- Exercise details: Report all lines from the entries below in which "this" appears.

Saved data entries
══════
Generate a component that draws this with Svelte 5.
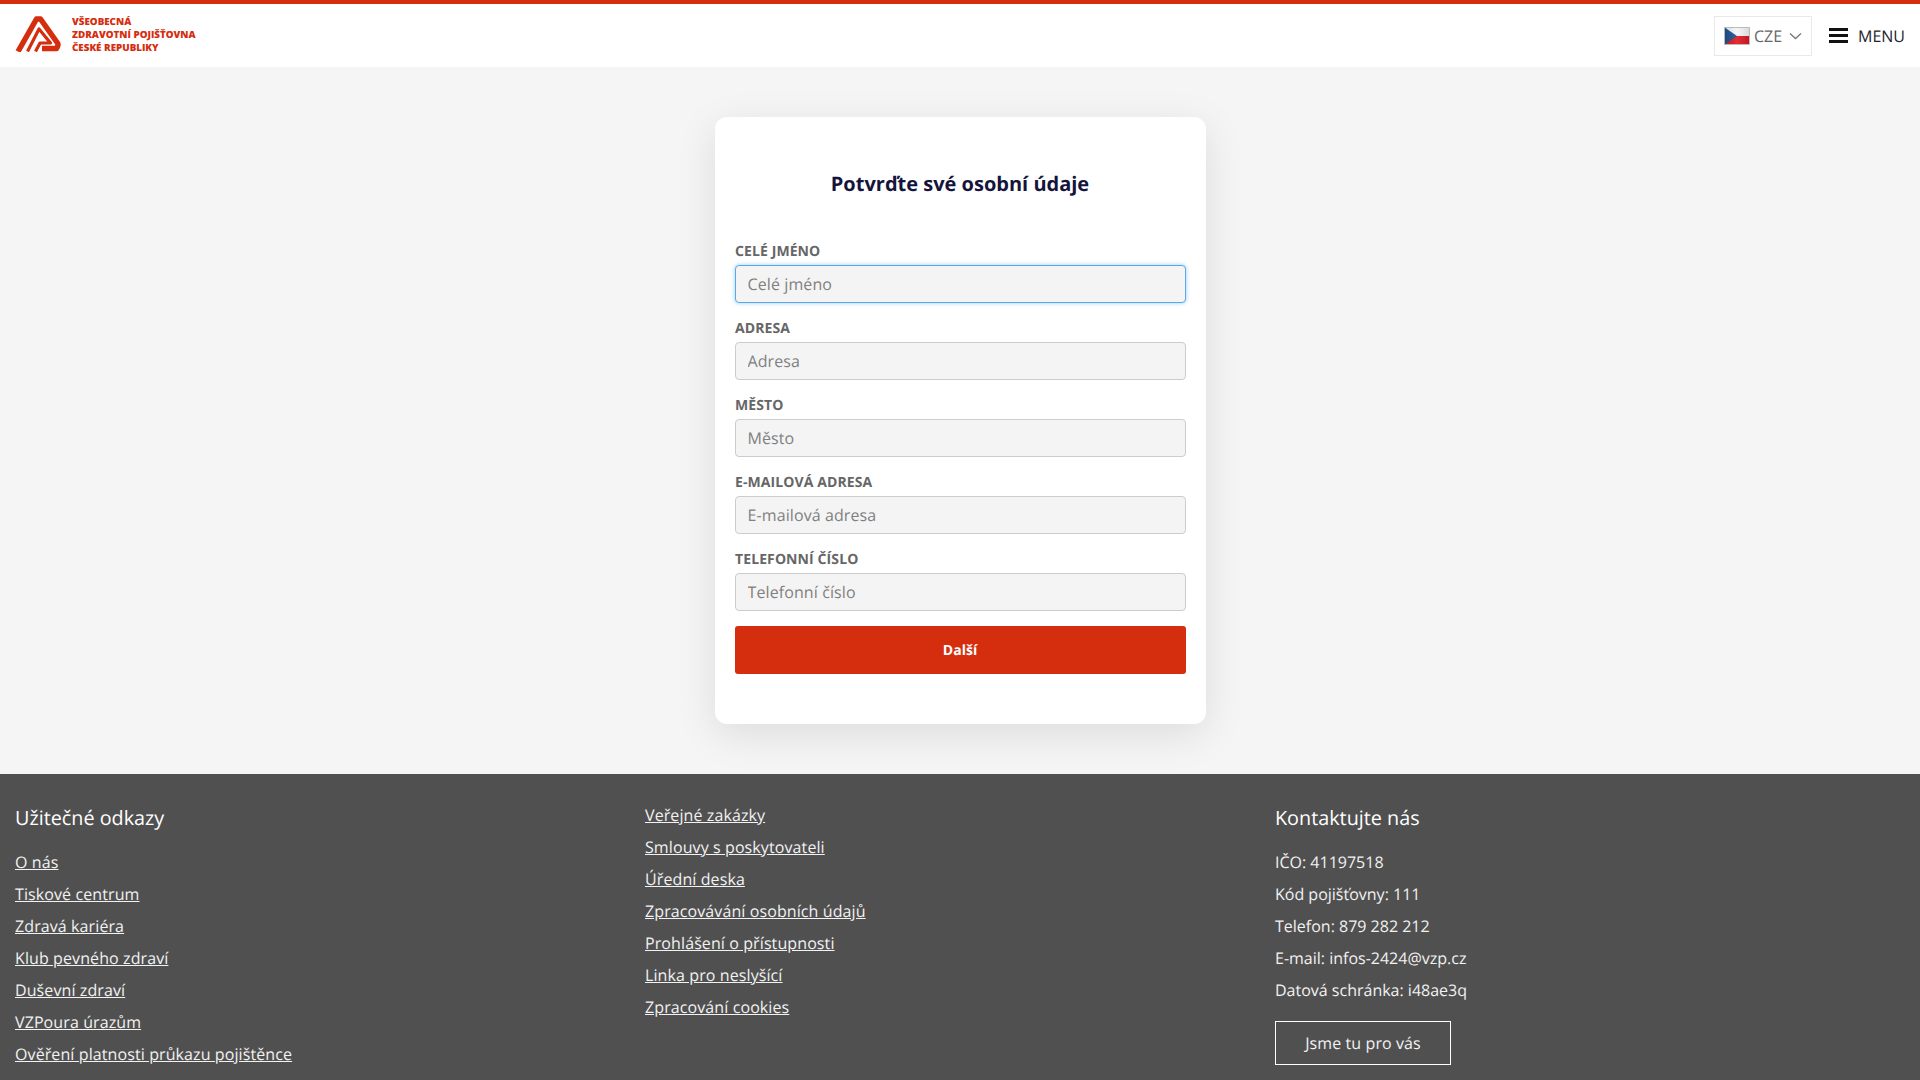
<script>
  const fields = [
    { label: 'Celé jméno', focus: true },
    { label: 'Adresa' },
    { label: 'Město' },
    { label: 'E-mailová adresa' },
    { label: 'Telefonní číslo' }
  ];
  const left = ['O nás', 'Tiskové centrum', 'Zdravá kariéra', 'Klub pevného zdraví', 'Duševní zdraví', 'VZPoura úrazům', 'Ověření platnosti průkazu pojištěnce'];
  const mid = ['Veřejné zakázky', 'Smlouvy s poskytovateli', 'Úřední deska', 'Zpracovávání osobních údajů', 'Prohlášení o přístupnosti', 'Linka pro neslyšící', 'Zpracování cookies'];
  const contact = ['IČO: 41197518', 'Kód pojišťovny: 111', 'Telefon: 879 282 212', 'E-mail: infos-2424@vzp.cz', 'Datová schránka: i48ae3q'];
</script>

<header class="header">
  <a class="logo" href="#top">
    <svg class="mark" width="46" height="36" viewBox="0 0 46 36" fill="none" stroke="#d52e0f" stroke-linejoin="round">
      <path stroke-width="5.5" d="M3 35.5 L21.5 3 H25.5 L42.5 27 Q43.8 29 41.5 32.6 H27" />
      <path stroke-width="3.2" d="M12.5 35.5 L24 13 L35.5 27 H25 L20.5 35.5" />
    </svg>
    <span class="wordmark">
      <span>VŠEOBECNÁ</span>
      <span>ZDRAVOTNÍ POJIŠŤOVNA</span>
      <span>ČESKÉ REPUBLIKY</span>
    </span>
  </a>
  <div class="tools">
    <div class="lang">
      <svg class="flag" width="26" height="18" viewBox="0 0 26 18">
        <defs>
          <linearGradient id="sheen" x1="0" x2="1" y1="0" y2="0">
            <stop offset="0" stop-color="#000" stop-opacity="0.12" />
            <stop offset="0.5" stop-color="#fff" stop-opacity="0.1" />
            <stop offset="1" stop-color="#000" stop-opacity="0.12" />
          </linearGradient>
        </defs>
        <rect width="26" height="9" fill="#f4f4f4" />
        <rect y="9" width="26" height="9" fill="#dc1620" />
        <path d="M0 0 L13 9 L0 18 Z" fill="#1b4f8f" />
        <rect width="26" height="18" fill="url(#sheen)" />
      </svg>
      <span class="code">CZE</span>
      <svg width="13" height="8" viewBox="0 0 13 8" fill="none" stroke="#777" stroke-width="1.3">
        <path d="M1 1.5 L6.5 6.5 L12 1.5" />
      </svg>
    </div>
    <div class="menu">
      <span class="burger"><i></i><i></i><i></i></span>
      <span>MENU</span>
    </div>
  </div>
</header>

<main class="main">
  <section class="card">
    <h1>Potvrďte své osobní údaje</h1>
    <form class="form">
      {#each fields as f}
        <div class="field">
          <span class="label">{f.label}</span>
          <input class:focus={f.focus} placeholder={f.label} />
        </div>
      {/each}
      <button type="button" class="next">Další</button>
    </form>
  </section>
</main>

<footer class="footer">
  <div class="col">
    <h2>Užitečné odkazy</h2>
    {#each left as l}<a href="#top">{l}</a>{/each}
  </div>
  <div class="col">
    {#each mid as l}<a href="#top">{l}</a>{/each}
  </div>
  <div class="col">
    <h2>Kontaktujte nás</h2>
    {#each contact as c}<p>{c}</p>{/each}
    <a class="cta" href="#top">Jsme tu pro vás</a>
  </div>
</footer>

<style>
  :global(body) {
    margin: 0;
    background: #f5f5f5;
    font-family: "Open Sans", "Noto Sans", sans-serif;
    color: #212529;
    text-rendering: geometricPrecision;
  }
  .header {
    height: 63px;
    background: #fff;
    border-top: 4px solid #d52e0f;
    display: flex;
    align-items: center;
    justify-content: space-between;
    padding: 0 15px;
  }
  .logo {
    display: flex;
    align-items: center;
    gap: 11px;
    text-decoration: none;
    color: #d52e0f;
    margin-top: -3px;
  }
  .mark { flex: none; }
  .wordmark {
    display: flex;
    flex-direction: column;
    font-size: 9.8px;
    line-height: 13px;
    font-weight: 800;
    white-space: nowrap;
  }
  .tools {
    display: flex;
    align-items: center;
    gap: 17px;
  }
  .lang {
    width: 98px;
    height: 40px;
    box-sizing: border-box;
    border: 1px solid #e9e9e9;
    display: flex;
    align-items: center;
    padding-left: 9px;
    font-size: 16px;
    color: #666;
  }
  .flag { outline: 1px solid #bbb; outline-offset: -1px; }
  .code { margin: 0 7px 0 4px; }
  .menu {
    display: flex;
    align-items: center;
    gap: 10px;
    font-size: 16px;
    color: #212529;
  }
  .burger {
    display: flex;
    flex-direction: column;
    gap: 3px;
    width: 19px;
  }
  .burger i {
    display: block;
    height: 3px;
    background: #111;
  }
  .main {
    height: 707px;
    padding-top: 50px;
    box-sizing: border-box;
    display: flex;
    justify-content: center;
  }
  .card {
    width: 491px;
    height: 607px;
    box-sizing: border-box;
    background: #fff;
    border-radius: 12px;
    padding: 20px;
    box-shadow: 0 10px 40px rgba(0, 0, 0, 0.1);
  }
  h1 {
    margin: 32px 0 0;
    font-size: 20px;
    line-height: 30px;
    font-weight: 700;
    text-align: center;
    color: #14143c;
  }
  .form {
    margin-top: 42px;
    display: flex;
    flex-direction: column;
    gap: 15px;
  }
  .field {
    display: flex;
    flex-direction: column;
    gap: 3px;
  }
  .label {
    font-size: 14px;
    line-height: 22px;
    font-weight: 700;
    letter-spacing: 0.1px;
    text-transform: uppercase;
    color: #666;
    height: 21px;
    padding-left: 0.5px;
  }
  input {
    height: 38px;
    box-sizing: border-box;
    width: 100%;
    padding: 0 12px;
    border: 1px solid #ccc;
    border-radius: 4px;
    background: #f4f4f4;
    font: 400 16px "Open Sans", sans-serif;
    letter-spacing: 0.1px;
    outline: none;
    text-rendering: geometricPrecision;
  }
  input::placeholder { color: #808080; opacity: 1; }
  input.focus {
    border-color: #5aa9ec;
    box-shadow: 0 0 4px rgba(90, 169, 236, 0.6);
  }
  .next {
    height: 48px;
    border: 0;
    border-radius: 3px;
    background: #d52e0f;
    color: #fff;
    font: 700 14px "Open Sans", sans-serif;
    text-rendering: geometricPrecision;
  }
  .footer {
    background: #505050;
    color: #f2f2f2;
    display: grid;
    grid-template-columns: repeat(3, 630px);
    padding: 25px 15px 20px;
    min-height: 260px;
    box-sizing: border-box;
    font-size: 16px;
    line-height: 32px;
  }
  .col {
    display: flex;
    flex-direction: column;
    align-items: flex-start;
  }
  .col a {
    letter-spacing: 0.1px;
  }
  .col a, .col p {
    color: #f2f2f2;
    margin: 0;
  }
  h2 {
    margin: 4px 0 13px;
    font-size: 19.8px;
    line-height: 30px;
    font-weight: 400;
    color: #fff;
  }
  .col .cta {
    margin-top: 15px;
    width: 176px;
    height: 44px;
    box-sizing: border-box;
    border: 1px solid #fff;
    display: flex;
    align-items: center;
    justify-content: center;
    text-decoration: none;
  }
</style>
══════
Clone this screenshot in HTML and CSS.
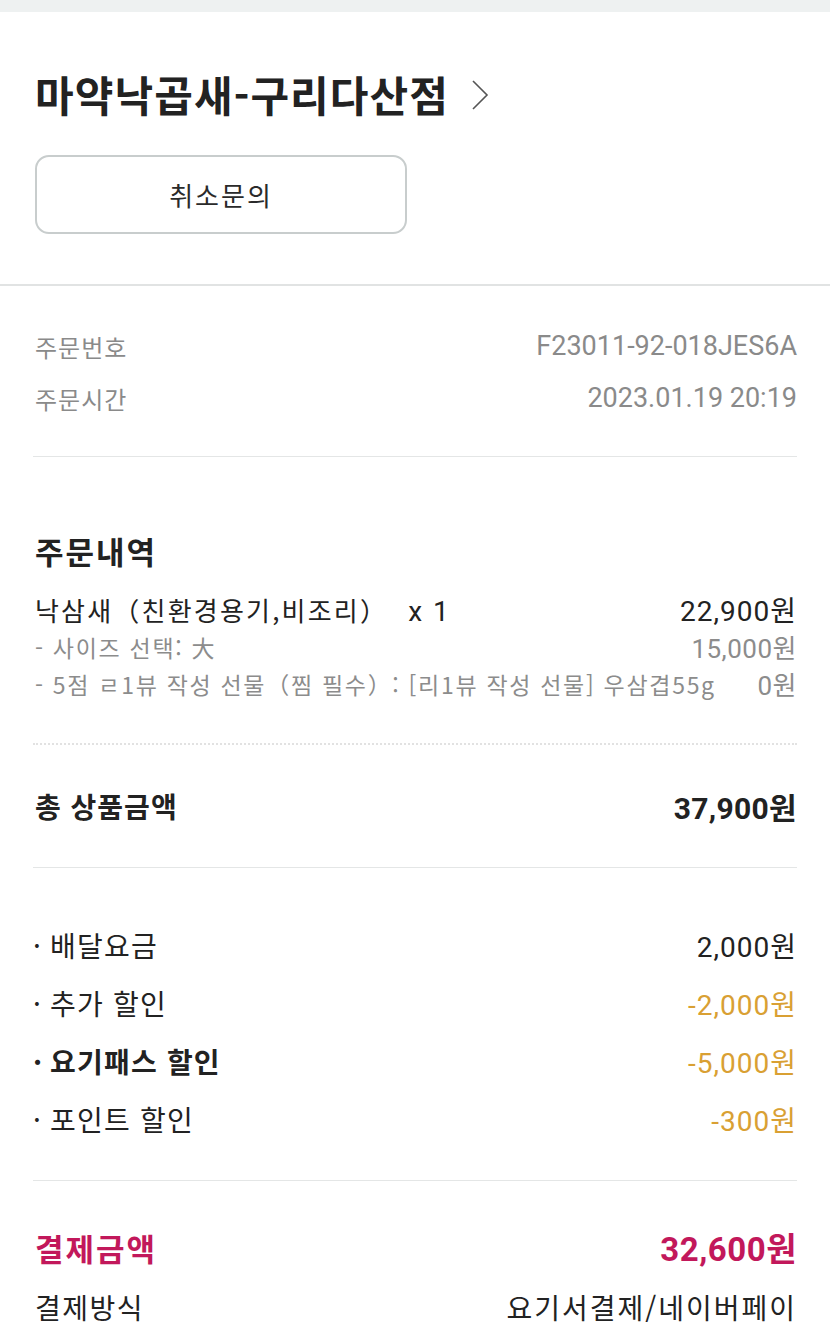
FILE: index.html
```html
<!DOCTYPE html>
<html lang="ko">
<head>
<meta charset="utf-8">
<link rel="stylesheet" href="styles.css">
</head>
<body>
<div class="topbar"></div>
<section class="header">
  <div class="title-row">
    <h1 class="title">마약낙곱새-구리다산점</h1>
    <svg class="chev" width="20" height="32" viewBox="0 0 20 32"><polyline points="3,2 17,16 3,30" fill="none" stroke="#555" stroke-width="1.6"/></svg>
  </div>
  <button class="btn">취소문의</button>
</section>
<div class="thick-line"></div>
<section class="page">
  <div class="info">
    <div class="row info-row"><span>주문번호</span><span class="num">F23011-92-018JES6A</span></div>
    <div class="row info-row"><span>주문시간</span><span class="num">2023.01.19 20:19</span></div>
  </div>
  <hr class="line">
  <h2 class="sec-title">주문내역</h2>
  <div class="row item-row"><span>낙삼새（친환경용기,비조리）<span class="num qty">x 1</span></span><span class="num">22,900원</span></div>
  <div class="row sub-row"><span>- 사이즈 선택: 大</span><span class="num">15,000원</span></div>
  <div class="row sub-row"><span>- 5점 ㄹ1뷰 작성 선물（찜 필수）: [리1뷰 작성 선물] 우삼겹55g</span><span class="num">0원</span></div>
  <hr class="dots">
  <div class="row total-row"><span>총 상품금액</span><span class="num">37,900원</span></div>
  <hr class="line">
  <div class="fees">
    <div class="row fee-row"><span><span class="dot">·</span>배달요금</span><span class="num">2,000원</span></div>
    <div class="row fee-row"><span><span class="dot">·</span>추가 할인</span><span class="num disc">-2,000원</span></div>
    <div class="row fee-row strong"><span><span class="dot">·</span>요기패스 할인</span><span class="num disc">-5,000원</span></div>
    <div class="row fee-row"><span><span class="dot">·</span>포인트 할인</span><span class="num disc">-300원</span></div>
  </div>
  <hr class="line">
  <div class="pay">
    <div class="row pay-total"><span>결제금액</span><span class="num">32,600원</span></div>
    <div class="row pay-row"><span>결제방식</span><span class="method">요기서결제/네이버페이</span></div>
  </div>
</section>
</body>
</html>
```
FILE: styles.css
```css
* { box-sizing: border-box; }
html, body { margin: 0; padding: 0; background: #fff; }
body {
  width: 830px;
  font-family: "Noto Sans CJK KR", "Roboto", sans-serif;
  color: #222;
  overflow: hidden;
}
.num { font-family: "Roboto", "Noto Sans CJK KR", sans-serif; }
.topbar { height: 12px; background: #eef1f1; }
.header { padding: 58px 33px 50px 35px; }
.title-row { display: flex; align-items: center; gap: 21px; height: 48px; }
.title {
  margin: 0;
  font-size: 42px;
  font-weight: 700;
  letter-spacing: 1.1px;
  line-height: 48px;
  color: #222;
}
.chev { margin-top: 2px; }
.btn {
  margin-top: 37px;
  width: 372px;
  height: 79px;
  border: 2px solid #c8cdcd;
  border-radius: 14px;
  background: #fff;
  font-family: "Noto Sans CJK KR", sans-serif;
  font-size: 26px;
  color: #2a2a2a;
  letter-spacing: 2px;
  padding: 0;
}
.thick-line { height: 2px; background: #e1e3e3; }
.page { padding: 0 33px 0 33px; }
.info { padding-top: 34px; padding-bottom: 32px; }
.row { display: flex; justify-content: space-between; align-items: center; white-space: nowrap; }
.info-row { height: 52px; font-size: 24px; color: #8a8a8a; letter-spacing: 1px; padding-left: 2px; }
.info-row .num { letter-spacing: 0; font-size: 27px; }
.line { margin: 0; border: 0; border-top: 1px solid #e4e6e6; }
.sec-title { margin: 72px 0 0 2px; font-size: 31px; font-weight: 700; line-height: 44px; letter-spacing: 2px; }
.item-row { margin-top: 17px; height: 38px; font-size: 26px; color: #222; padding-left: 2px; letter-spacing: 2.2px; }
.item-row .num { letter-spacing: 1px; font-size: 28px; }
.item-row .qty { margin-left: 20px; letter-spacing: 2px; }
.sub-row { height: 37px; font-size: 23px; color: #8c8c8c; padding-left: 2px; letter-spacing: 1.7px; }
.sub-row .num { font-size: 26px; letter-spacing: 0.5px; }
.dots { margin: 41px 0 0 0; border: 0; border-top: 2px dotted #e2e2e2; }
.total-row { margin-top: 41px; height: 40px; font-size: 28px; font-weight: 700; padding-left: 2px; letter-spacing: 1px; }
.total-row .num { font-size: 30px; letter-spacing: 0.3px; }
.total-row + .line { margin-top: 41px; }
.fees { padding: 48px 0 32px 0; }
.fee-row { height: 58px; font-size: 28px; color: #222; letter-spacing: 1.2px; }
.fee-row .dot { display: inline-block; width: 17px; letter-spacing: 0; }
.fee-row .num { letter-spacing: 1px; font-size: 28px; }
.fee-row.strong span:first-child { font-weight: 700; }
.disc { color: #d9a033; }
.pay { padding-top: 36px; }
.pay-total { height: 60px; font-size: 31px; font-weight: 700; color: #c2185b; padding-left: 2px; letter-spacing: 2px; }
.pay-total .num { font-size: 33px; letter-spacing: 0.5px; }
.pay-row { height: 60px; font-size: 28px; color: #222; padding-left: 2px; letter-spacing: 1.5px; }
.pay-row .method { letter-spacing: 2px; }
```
══════
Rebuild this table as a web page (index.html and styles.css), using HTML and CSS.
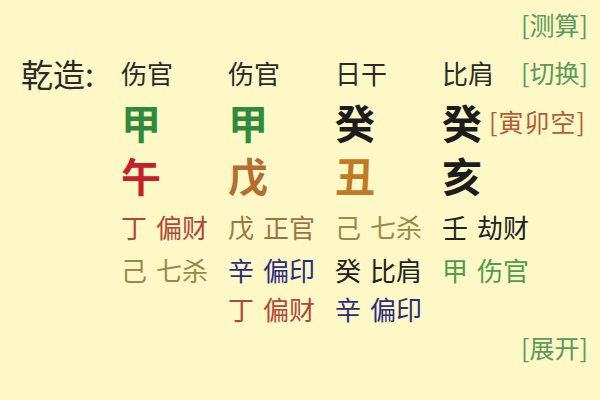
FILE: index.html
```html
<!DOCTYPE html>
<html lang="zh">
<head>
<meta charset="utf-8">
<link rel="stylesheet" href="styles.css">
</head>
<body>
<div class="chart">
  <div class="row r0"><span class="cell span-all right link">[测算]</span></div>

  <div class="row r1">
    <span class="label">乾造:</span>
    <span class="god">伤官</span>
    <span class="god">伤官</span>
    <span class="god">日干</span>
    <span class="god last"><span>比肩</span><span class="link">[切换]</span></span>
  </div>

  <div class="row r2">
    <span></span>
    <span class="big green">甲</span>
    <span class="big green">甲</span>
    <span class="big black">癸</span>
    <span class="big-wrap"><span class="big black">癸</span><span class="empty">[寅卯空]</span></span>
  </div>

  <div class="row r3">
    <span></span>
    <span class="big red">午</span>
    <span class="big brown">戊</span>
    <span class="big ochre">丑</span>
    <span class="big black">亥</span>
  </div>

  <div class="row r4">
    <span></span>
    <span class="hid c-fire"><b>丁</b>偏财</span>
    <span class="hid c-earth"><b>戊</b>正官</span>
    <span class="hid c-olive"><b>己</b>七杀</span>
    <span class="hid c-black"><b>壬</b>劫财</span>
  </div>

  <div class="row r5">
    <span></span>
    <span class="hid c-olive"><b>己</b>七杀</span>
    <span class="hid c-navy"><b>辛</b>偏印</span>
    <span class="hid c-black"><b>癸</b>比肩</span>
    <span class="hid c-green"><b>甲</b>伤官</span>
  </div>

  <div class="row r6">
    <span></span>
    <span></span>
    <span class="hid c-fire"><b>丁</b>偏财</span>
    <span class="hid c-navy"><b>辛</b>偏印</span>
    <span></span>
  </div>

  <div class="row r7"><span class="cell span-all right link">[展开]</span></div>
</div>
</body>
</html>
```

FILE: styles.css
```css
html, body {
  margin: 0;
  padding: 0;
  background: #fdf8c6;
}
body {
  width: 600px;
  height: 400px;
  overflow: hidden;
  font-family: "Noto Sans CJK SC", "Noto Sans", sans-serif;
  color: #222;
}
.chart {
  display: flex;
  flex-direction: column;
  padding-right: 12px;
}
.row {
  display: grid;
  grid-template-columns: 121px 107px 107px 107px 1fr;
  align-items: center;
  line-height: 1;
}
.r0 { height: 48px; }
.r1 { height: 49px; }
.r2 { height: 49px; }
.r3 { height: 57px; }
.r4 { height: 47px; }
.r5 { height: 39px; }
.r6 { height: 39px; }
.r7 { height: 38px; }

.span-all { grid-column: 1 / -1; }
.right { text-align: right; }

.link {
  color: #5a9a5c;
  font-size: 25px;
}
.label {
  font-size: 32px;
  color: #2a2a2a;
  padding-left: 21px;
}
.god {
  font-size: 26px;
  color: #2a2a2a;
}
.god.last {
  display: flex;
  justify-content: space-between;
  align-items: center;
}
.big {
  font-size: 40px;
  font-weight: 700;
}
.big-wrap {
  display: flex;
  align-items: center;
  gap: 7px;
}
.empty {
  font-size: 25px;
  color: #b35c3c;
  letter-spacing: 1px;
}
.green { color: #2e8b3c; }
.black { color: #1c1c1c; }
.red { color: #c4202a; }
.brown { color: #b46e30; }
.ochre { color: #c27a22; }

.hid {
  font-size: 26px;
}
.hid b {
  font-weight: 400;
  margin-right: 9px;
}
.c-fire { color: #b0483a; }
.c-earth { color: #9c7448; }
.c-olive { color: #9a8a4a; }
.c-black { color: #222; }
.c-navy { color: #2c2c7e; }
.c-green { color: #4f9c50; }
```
══════
- The result:
Generate a component that draws this with Svelte 5.
Clone this screenshot in HTML and CSS.
Rebuild this table as a web page (index.html and styles.css), using HTML and CSS.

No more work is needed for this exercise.